# START OF COLLECTED MATERIAL
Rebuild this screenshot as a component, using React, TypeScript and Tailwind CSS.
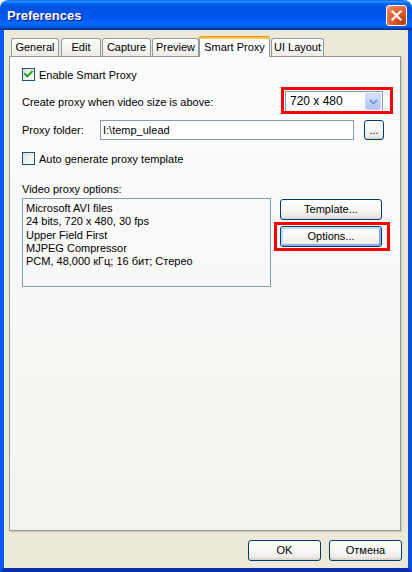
import React from 'react';

function Checkbox({ checked }: { checked?: boolean }) {
  return (
    <div className="w-[13px] h-[13px] shrink-0 border border-[#1C5180] bg-[linear-gradient(135deg,#DCDCD7_0%,#F0F0EC_50%,#FFFFFF_100%)] flex items-center justify-center">
      {checked && (
        <svg width="11" height="11" viewBox="0 0 11 11">
          <path d="M2 5 L4.3 7.4 L9 2.6" fill="none" stroke="#21A121" strokeWidth="2" strokeLinecap="square" />
        </svg>
      )}
    </div>
  );
}

function XpButton({ children, className, focused }: { children: React.ReactNode; className: string; focused?: boolean }) {
  return (
    <div
      className={
        className +
        ' rounded-[3px] border border-[#003C74] bg-[linear-gradient(to_bottom,#FFFFFF_0%,#F7F7F4_50%,#ECEBE6_85%,#D6D0C5_100%)] flex items-center justify-center text-[11px] leading-[13px] text-black ' +
        (focused
          ? 'shadow-[inset_1px_1px_0_0_#CEE7FF,inset_-1px_-1px_0_0_#89ADE4,inset_2px_2px_0_0_#BCD4F6,inset_-2px_-2px_0_0_#89ADE4]'
          : '')
      }
    >
      {children}
    </div>
  );
}

function Tab({ label, className, selected }: { label: string; className: string; selected?: boolean }) {
  if (selected) {
    return (
      <div className={className + ' relative z-10 h-[21px] -mb-px bg-[#FCFCFE] border-x border-[#919B9C] rounded-t-[3px] flex flex-col'}>
        <div className="h-[3px] -mx-px rounded-t-[3px] bg-[#FFC83C] border-t border-[#E68B2C]" />
        <div className="flex-1 flex items-center justify-center pb-[2px]">{label}</div>
      </div>
    );
  }
  return (
    <div className={className + ' h-[18px] border-t border-x border-[#919B9C] rounded-t-[3px] bg-[linear-gradient(to_bottom,#FFFFFF,#F3F3EF_60%,#ECEBE6)] flex items-center justify-center'}>
      {label}
    </div>
  );
}

export default function App() {
  return (
    <div className="w-[412px] h-[572px] flex flex-col bg-white font-['Liberation_Sans',Arial,sans-serif] text-[11px] leading-[13px] text-black overflow-hidden">
      {/* Title bar */}
      <div className="h-[30px] shrink-0 flex items-center pl-[7px] pr-[5px] rounded-t-[8px] bg-[linear-gradient(to_bottom,#0058EE_0%,#3593FF_4%,#288EFF_6%,#127DFF_8%,#036FFC_10%,#0262EE_14%,#0057E5_20%,#0054E3_24%,#0055EB_56%,#005BF5_66%,#026AFE_76%,#0062EF_86%,#0052D6_92%,#0040AB_94%,#003092_100%)]">
        <span className="text-white font-bold text-[13px] leading-[16px] pt-[2px] [text-shadow:1px_1px_#0F1089]">Preferences</span>
        <div className="ml-auto w-[21px] h-[21px] rounded-[3px] border border-white bg-[radial-gradient(circle_at_85%_85%,#C13C0C_0%,#DA5A2A_45%,#E4764E_75%,#F0A88A_100%)] flex items-center justify-center">
          <svg width="13" height="13" viewBox="0 0 13 13">
            <path d="M2.5 2.5 L10.5 10.5 M10.5 2.5 L2.5 10.5" stroke="#FFFFFF" strokeWidth="2.2" strokeLinecap="square" />
          </svg>
        </div>
      </div>

      {/* Client */}
      <div className="flex-1 flex flex-col bg-[#ECE9D8] border-l-4 border-r-4 border-b-4 border-l-[#0B5AF2] border-r-[#0A4FE0] border-b-[#0A2FA8]">
        {/* Tabs */}
        <div className="flex items-end h-[20px] mt-[6px] pl-[7px]">
          <Tab label="General" className="w-[48px]" />
          <Tab label="Edit" className="w-[40px] ml-[2px]" />
          <Tab label="Capture" className="w-[49px] ml-[1px]" />
          <Tab label="Preview" className="w-[47px] ml-[1px]" />
          <Tab label="Smart Proxy" className="w-[71px]" selected />
          <Tab label="UI Layout" className="w-[53px] ml-[1px]" />
        </div>

        {/* Panel */}
        <div className="relative ml-[5px] w-[392px] h-[475px] shrink-0 border border-[#919B9C] bg-[linear-gradient(to_bottom,#FCFCFE,#F4F3EE)] shadow-[1px_1px_0_#D0CEBF,2px_2px_0_#E3E0D0] pl-[12px] pt-[11px] flex flex-col">
          <div className="flex items-center h-[13px] gap-[4px]">
            <Checkbox checked />
            <span className="pt-px">Enable Smart Proxy</span>
          </div>

          <div className="flex items-center h-[21px] mt-[10px]">
            <span className="pt-px">Create proxy when video size is above:</span>
            <div className="relative ml-auto mr-[17px] w-[98px] h-[21px]">
              <div className="w-full h-full border border-[#7F9DB9] bg-white flex items-center">
                <span className="flex-1 pl-[4px] text-[12px]">720 x 480</span>
                <div className="w-[16px] h-[17px] mr-px rounded-[2px] border border-[#C3D3FD] bg-[linear-gradient(to_bottom,#D6E2FD,#BCCEF8_60%,#B1C6F6)] flex items-center justify-center">
                  <svg width="9" height="6" viewBox="0 0 9 6">
                    <path d="M1 1 L4.5 4.5 L8 1" fill="none" stroke="#7F93C4" strokeWidth="1.8" />
                  </svg>
                </div>
              </div>
              <div className="absolute -left-[4px] -top-[4px] -right-[10px] -bottom-[2px] border-[3px] border-[#FF0000]" />
            </div>
          </div>

          <div className="flex items-center h-[20px] mt-[8px]">
            <span className="w-[78px] pt-px">Proxy folder:</span>
            <div className="w-[254px] h-[20px] border border-[#7F9DB9] bg-white flex items-center pl-[2px] pt-px">{'I:\\temp_ulead'}</div>
            <XpButton className="w-[20px] h-[20px] ml-[10px]">...</XpButton>
          </div>

          <div className="flex items-center h-[13px] gap-[4px] mt-[12px]">
            <Checkbox />
            <span className="pt-px">Auto generate proxy template</span>
          </div>

          <div className="h-[13px] mt-[17px] pt-px">Video proxy options:</div>

          <div className="flex items-start mt-[3px]">
            <div className="w-[249px] h-[89px] border border-[#7F9DB9] pl-[3px] pt-[3px] leading-[13.3px]">
              <div>Microsoft AVI files</div>
              <div>24 bits, 720 x 480, 30 fps</div>
              <div>Upper Field First</div>
              <div>MJPEG Compressor</div>
              <div>PCM, 48,000 кГц; 16 бит; Стерео</div>
            </div>
            <div className="flex flex-col ml-[9px] mt-px gap-[6px]">
              <XpButton className="w-[102px] h-[21px]">Template...</XpButton>
              <div className="relative">
                <XpButton className="w-[102px] h-[21px]" focused>Options...</XpButton>
                <div className="absolute -left-[6px] -top-[4px] -right-[8px] -bottom-[4px] border-[3px] border-[#FF0000]" />
              </div>
            </div>
          </div>
        </div>

        {/* Bottom buttons */}
        <div className="flex justify-end gap-[8px] mt-[9px] pr-[6px]">
          <XpButton className="w-[73px] h-[21px]">OK</XpButton>
          <XpButton className="w-[73px] h-[21px]">Отмена</XpButton>
        </div>
      </div>
    </div>
  );
}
# END OF COLLECTED MATERIAL
TASK OBJECTIVE: Print out the lines exactly, skipping any picture.

TASK RESPONSE:
Rebuild this screenshot as a component, using React, TypeScript and Tailwind CSS.
import React from 'react';

function Checkbox({ checked }: { checked?: boolean }) {
  return (
    <div className="w-[13px] h-[13px] shrink-0 border border-[#1C5180] bg-[linear-gradient(135deg,#DCDCD7_0%,#F0F0EC_50%,#FFFFFF_100%)] flex items-center justify-center">
      {checked && (
        <svg width="11" height="11" viewBox="0 0 11 11">
          <path d="M2 5 L4.3 7.4 L9 2.6" fill="none" stroke="#21A121" strokeWidth="2" strokeLinecap="square" />
        </svg>
      )}
    </div>
  );
}

function XpButton({ children, className, focused }: { children: React.ReactNode; className: string; focused?: boolean }) {
  return (
    <div
      className={
        className +
        ' rounded-[3px] border border-[#003C74] bg-[linear-gradient(to_bottom,#FFFFFF_0%,#F7F7F4_50%,#ECEBE6_85%,#D6D0C5_100%)] flex items-center justify-center text-[11px] leading-[13px] text-black ' +
        (focused
          ? 'shadow-[inset_1px_1px_0_0_#CEE7FF,inset_-1px_-1px_0_0_#89ADE4,inset_2px_2px_0_0_#BCD4F6,inset_-2px_-2px_0_0_#89ADE4]'
          : '')
      }
    >
      {children}
    </div>
  );
}

function Tab({ label, className, selected }: { label: string; className: string; selected?: boolean }) {
  if (selected) {
    return (
      <div className={className + ' relative z-10 h-[21px] -mb-px bg-[#FCFCFE] border-x border-[#919B9C] rounded-t-[3px] flex flex-col'}>
        <div className="h-[3px] -mx-px rounded-t-[3px] bg-[#FFC83C] border-t border-[#E68B2C]" />
        <div className="flex-1 flex items-center justify-center pb-[2px]">{label}</div>
      </div>
    );
  }
  return (
    <div className={className + ' h-[18px] border-t border-x border-[#919B9C] rounded-t-[3px] bg-[linear-gradient(to_bottom,#FFFFFF,#F3F3EF_60%,#ECEBE6)] flex items-center justify-center'}>
      {label}
    </div>
  );
}

export default function App() {
  return (
    <div className="w-[412px] h-[572px] flex flex-col bg-white font-['Liberation_Sans',Arial,sans-serif] text-[11px] leading-[13px] text-black overflow-hidden">
      {/* Title bar */}
      <div className="h-[30px] shrink-0 flex items-center pl-[7px] pr-[5px] rounded-t-[8px] bg-[linear-gradient(to_bottom,#0058EE_0%,#3593FF_4%,#288EFF_6%,#127DFF_8%,#036FFC_10%,#0262EE_14%,#0057E5_20%,#0054E3_24%,#0055EB_56%,#005BF5_66%,#026AFE_76%,#0062EF_86%,#0052D6_92%,#0040AB_94%,#003092_100%)]">
        <span className="text-white font-bold text-[13px] leading-[16px] pt-[2px] [text-shadow:1px_1px_#0F1089]">Preferences</span>
        <div className="ml-auto w-[21px] h-[21px] rounded-[3px] border border-white bg-[radial-gradient(circle_at_85%_85%,#C13C0C_0%,#DA5A2A_45%,#E4764E_75%,#F0A88A_100%)] flex items-center justify-center">
          <svg width="13" height="13" viewBox="0 0 13 13">
            <path d="M2.5 2.5 L10.5 10.5 M10.5 2.5 L2.5 10.5" stroke="#FFFFFF" strokeWidth="2.2" strokeLinecap="square" />
          </svg>
        </div>
      </div>

      {/* Client */}
      <div className="flex-1 flex flex-col bg-[#ECE9D8] border-l-4 border-r-4 border-b-4 border-l-[#0B5AF2] border-r-[#0A4FE0] border-b-[#0A2FA8]">
        {/* Tabs */}
        <div className="flex items-end h-[20px] mt-[6px] pl-[7px]">
          <Tab label="General" className="w-[48px]" />
          <Tab label="Edit" className="w-[40px] ml-[2px]" />
          <Tab label="Capture" className="w-[49px] ml-[1px]" />
          <Tab label="Preview" className="w-[47px] ml-[1px]" />
          <Tab label="Smart Proxy" className="w-[71px]" selected />
          <Tab label="UI Layout" className="w-[53px] ml-[1px]" />
        </div>

        {/* Panel */}
        <div className="relative ml-[5px] w-[392px] h-[475px] shrink-0 border border-[#919B9C] bg-[linear-gradient(to_bottom,#FCFCFE,#F4F3EE)] shadow-[1px_1px_0_#D0CEBF,2px_2px_0_#E3E0D0] pl-[12px] pt-[11px] flex flex-col">
          <div className="flex items-center h-[13px] gap-[4px]">
            <Checkbox checked />
            <span className="pt-px">Enable Smart Proxy</span>
          </div>

          <div className="flex items-center h-[21px] mt-[10px]">
            <span className="pt-px">Create proxy when video size is above:</span>
            <div className="relative ml-auto mr-[17px] w-[98px] h-[21px]">
              <div className="w-full h-full border border-[#7F9DB9] bg-white flex items-center">
                <span className="flex-1 pl-[4px] text-[12px]">720 x 480</span>
                <div className="w-[16px] h-[17px] mr-px rounded-[2px] border border-[#C3D3FD] bg-[linear-gradient(to_bottom,#D6E2FD,#BCCEF8_60%,#B1C6F6)] flex items-center justify-center">
                  <svg width="9" height="6" viewBox="0 0 9 6">
                    <path d="M1 1 L4.5 4.5 L8 1" fill="none" stroke="#7F93C4" strokeWidth="1.8" />
                  </svg>
                </div>
              </div>
              <div className="absolute -left-[4px] -top-[4px] -right-[10px] -bottom-[2px] border-[3px] border-[#FF0000]" />
            </div>
          </div>

          <div className="flex items-center h-[20px] mt-[8px]">
            <span className="w-[78px] pt-px">Proxy folder:</span>
            <div className="w-[254px] h-[20px] border border-[#7F9DB9] bg-white flex items-center pl-[2px] pt-px">{'I:\\temp_ulead'}</div>
            <XpButton className="w-[20px] h-[20px] ml-[10px]">...</XpButton>
          </div>

          <div className="flex items-center h-[13px] gap-[4px] mt-[12px]">
            <Checkbox />
            <span className="pt-px">Auto generate proxy template</span>
          </div>

          <div className="h-[13px] mt-[17px] pt-px">Video proxy options:</div>

          <div className="flex items-start mt-[3px]">
            <div className="w-[249px] h-[89px] border border-[#7F9DB9] pl-[3px] pt-[3px] leading-[13.3px]">
              <div>Microsoft AVI files</div>
              <div>24 bits, 720 x 480, 30 fps</div>
              <div>Upper Field First</div>
              <div>MJPEG Compressor</div>
              <div>PCM, 48,000 кГц; 16 бит; Стерео</div>
            </div>
            <div className="flex flex-col ml-[9px] mt-px gap-[6px]">
              <XpButton className="w-[102px] h-[21px]">Template...</XpButton>
              <div className="relative">
                <XpButton className="w-[102px] h-[21px]" focused>Options...</XpButton>
                <div className="absolute -left-[6px] -top-[4px] -right-[8px] -bottom-[4px] border-[3px] border-[#FF0000]" />
              </div>
            </div>
          </div>
        </div>

        {/* Bottom buttons */}
        <div className="flex justify-end gap-[8px] mt-[9px] pr-[6px]">
          <XpButton className="w-[73px] h-[21px]">OK</XpButton>
          <XpButton className="w-[73px] h-[21px]">Отмена</XpButton>
        </div>
      </div>
    </div>
  );
}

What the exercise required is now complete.